Asha had met Rajnath Singh, the union home minister, just a couple of days earlier, on 7 September, and he had assured her, she said, “that the case will move fast and that CBI will start investigating the matter soon.” The meeting, too, had been arranged by Yadav. That same evening, she heard the news that Shahabuddin had been granted bail in the second case, and would soon be released. “It will be a face-to-face fight now,” she told me. “I am not scared anymore because I have nothing to lose. I have already lost my husband.”
Asha was disappointed with the coverage of the case. “Media in Delhi is also different,” she said. “Something that happens in Siwan does not affect people here in Delhi. Look at the newspaper that my husband worked for, Hindustan. They have carried the news of Shahabuddin’s bail in eight columns as a lead story, but there is not a single line about my meeting with Rajnath Singh.” Ranjan, she said, “was one of them. He died while working, and this is what they are doing to me. I needed their support, and they have no space for the person who filled their paper with his stories for so many years.”

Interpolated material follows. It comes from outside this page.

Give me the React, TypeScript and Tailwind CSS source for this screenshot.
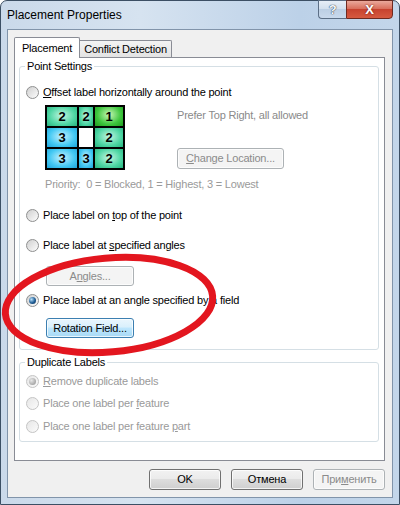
import React from 'react';

type RadioProps = { checked?: boolean; disabled?: boolean };

const Radio: React.FC<RadioProps> = ({ checked, disabled }) => (
  <span
    className={`flex h-[13px] w-[13px] shrink-0 items-center justify-center rounded-full border ${
      disabled
        ? 'border-[#c4c4c4] bg-[linear-gradient(135deg,#e6e6e6,#fbfbfb)]'
        : 'border-[#8e8f8f] bg-[linear-gradient(135deg,#cfcfcf,#fdfdfd)]'
    }`}
  >
    {checked && (
      <span
        className={`h-[7px] w-[7px] rounded-full ${
          disabled
            ? 'bg-[radial-gradient(circle_at_35%_35%,#e8e8e8,#a8a8a8_70%)]'
            : 'bg-[radial-gradient(circle_at_35%_35%,#b9e1fb,#1f5d95_55%,#0c2f52)]'
        }`}
      />
    )}
  </span>
);

type OptionProps = { checked?: boolean; disabled?: boolean; className?: string; children: React.ReactNode };

const Option: React.FC<OptionProps> = ({ checked, disabled, className = '', children }) => (
  <div className={`flex h-[16px] items-center gap-[4px] ${className}`}>
    <Radio checked={checked} disabled={disabled} />
    <span className={`whitespace-nowrap leading-[16px] ${disabled ? 'text-[#9a9a9a]' : 'text-black'}`}>{children}</span>
  </div>
);

type BtnKind = 'normal' | 'focused' | 'disabled';

const btnKinds: Record<BtnKind, string> = {
  normal:
    'border-[#707070] bg-[linear-gradient(180deg,#f2f2f2_0%,#ebebeb_45%,#dddddd_50%,#cfcfcf_100%)] text-black',
  focused:
    'border-[#3c7fb1] bg-[linear-gradient(180deg,#eaf6fd_0%,#d9f0fc_45%,#bee6fd_50%,#a7d9f5_100%)] text-black',
  disabled: 'border-[#adb2b5] bg-[#f4f4f4] text-[#8b8b8b]',
};

const Button: React.FC<{ kind?: BtnKind; className?: string; children: React.ReactNode }> = ({
  kind = 'normal',
  className = '',
  children,
}) => (
  <button
    type="button"
    className={`flex shrink-0 items-center justify-center rounded-[3px] border leading-none shadow-[inset_0_0_0_1px_rgba(255,255,255,0.75)] ${btnKinds[kind]} ${className}`}
  >
    {children}
  </button>
);

const Group: React.FC<{ title: string; className?: string; children: React.ReactNode }> = ({
  title,
  className = '',
  children,
}) => (
  <div className={`relative flex flex-col rounded-[3px] border border-[#d5dfe5] pl-[6px] ${className}`}>
    <span className="absolute -top-[8px] left-[5px] bg-white px-[2px] leading-[14px]">{title}</span>
    {children}
  </div>
);

const cellColors = {
  teal: 'bg-[radial-gradient(ellipse_at_50%_45%,#c4f6e2_0%,#4fd6a4_60%,#27b47f_100%)]',
  green: 'bg-[radial-gradient(ellipse_at_50%_40%,#c9f7b6_0%,#3ec63e_60%,#1f9c1f_100%)]',
  cyan: 'bg-[radial-gradient(ellipse_at_50%_45%,#c6f1ff_0%,#44c9f3_60%,#1fa6dc_100%)]',
  white: 'bg-white',
};

const cells: { n: string; c: keyof typeof cellColors }[] = [
  { n: '2', c: 'teal' },
  { n: '2', c: 'teal' },
  { n: '1', c: 'green' },
  { n: '3', c: 'cyan' },
  { n: '', c: 'white' },
  { n: '2', c: 'teal' },
  { n: '3', c: 'cyan' },
  { n: '3', c: 'cyan' },
  { n: '2', c: 'teal' },
];

const PriorityGrid: React.FC = () => (
  <div className="grid h-[65px] w-[80px] shrink-0 grid-cols-[30px_14px_28px] grid-rows-3 gap-[2px] bg-black p-[2px]">
    {cells.map((cell, i) => (
      <div
        key={i}
        className={`flex items-center justify-center text-[13px] font-bold leading-none tracking-normal text-black ${cellColors[cell.c]}`}
      >
        {cell.n}
      </div>
    ))}
  </div>
);

const App: React.FC = () => {
  return (
    <div className="relative h-[505px] w-[400px] overflow-hidden font-['Liberation_Sans',Arial,sans-serif] text-[11px] tracking-[-0.2px] text-black">
      <div className="flex h-full flex-col rounded-t-[7px] border border-[#3c4f64] bg-[linear-gradient(90deg,#cad9ea_0%,#d6e3f0_35%,#bcd1e8_75%,#c3d6ea_100%)]">
        {/* title bar */}
        <div className="flex h-[28px] shrink-0 items-start justify-between">
          <span className="ml-[6px] mt-[6px] text-[12px] leading-[16px] tracking-normal">Placement Properties</span>
          <div className="-mt-px mr-[6px] flex">
            <div className="flex h-[19px] w-[28px] items-center justify-center rounded-bl-[4px] border border-r-0 border-[#5c6f86] bg-[linear-gradient(180deg,#e6eef7_0%,#d3e0ee_45%,#bccfe4_50%,#c9d9ec_100%)] text-[13px] font-bold leading-none text-[#f5f8fc] [text-shadow:0_0_1px_#2a3a4c,0_0_1px_#2a3a4c]">
              ?
            </div>
            <div className="flex h-[19px] w-[47px] items-center justify-center rounded-br-[4px] border border-[#6e2a20] bg-[linear-gradient(180deg,#eaa99b_0%,#d9705d_45%,#c7432f_50%,#d65a40_100%)] text-[13px] font-bold leading-none text-white [text-shadow:0_0_2px_#5a140c]">
              X
            </div>
          </div>
        </div>

        {/* client area */}
        <div className="mx-[6px] flex flex-1 flex-col border border-[#8194aa] bg-[#f0f0f0] pl-[6px] pt-[7px]">
          <div className="relative z-10 -mb-px flex items-end">
            <div className="flex h-[21px] w-[66px] items-center justify-center rounded-t-[2px] border border-b-0 border-[#898c95] bg-white">
              Placement
            </div>
            <div className="mb-px flex h-[17px] w-[92px] items-center justify-center rounded-tr-[2px] border border-b-0 border-l-0 border-[#898c95] bg-[linear-gradient(180deg,#f3f3f3,#e3e3e3)]">
              Conflict Detection
            </div>
          </div>

          <div className="flex h-[404px] w-[371px] flex-col border border-[#898c95] bg-white">
            <Group title="Point Settings" className="ml-[4px] mt-[8px] h-[284px] w-[360px]">
              <Option className="mt-[17px]">
                <u>O</u>ffset label horizontally around the point
              </Option>
              <div className="mt-[5px] flex">
                <div className="ml-[19px]">
                  <PriorityGrid />
                </div>
                <div className="ml-[52px] flex flex-col items-start">
                  <span className="mt-[2px] leading-[16px] text-[#8a8a8a]">Prefer Top Right, all allowed</span>
                  <Button kind="disabled" className="mt-[25px] h-[21px] w-[107px]">
                    <span>
                      <u>C</u>hange Location...
                    </span>
                  </Button>
                </div>
              </div>
              <span className="ml-[19px] mt-[6px] leading-[16px] text-[#9a9a9a]">
                Priority:&nbsp; 0 = Blocked, 1 = Highest, 3 = Lowest
              </span>
              <Option className="mt-[15px]">
                Place label on <u>t</u>op of the point
              </Option>
              <Option className="mt-[14px]">
                Place label at <u>s</u>pecified angles
              </Option>
              <Button kind="disabled" className="ml-[20px] mt-[13px] h-[20px] w-[88px]">
                <span>
                  A<u>n</u>gles...
                </span>
              </Button>
              <Option checked className="mt-[6px]">
                Place label at an angle specified by a field
              </Option>
              <Button kind="focused" className="ml-[20px] mt-[10px] h-[20px] w-[88px]">
                Rotation Field...
              </Button>
            </Group>

            <Group title="Duplicate Labels" className="ml-[4px] mt-[12px] h-[80px] w-[360px]">
              <Option checked disabled className="mt-[10px]">
                <u>R</u>emove duplicate labels
              </Option>
              <Option disabled className="mt-[6px]">
                Place one label per <u>f</u>eature
              </Option>
              <Option disabled className="mt-[7px]">
                Place one label per feature <u>p</u>art
              </Option>
            </Group>
          </div>

          <div className="mt-[8px] flex justify-end gap-[10px] pr-[7px]">
            <Button className="h-[21px] w-[72px]">OK</Button>
            <Button className="h-[21px] w-[72px]">Отмена</Button>
            <Button kind="disabled" className="h-[21px] w-[72px]">
              <span>
                При<u>м</u>енить
              </span>
            </Button>
          </div>
        </div>
        <div className="h-[6px] shrink-0" />
      </div>

      {/* red hand-drawn ellipse over the dialog */}
      <svg className="pointer-events-none absolute left-0 top-0" width="400" height="505">
        <ellipse
          cx="109"
          cy="305"
          rx="104"
          ry="47"
          transform="rotate(-5 109 305)"
          fill="none"
          stroke="#e3161f"
          strokeWidth="7"
        />
      </svg>
    </div>
  );
};

export default App;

I last heard from Asha in mid November, when she called me to ask if I had the number of the chairperson of HT Media. “I want to ask her if she has any place for a woman correspondent in Siwan,” Asha said. “I want to carry forward my husband’s work here and work as a local journalist.”
I told her how, when I spoke to Om Prakash Yadav, he had praised her courage and said that a woman like her should join politics. Asha said that neither she nor her husband had ever contemplated entering politics, but she was beginning to understand its importance. Without political power, even a simple task like making case files of her husband’s murder move from one table to another was a struggle. Therefore, she said, “I might consider joining a political party if given a good opportunity.” She added, “My journey to seek justice for my husband has taught me that power is very important.”
A photo caption in an earlier version of this story did not specify that the image showed a reconstruction of the crime scene by the Central Bureau of Investigation, and not the crime scene. The Caravan regrets the error.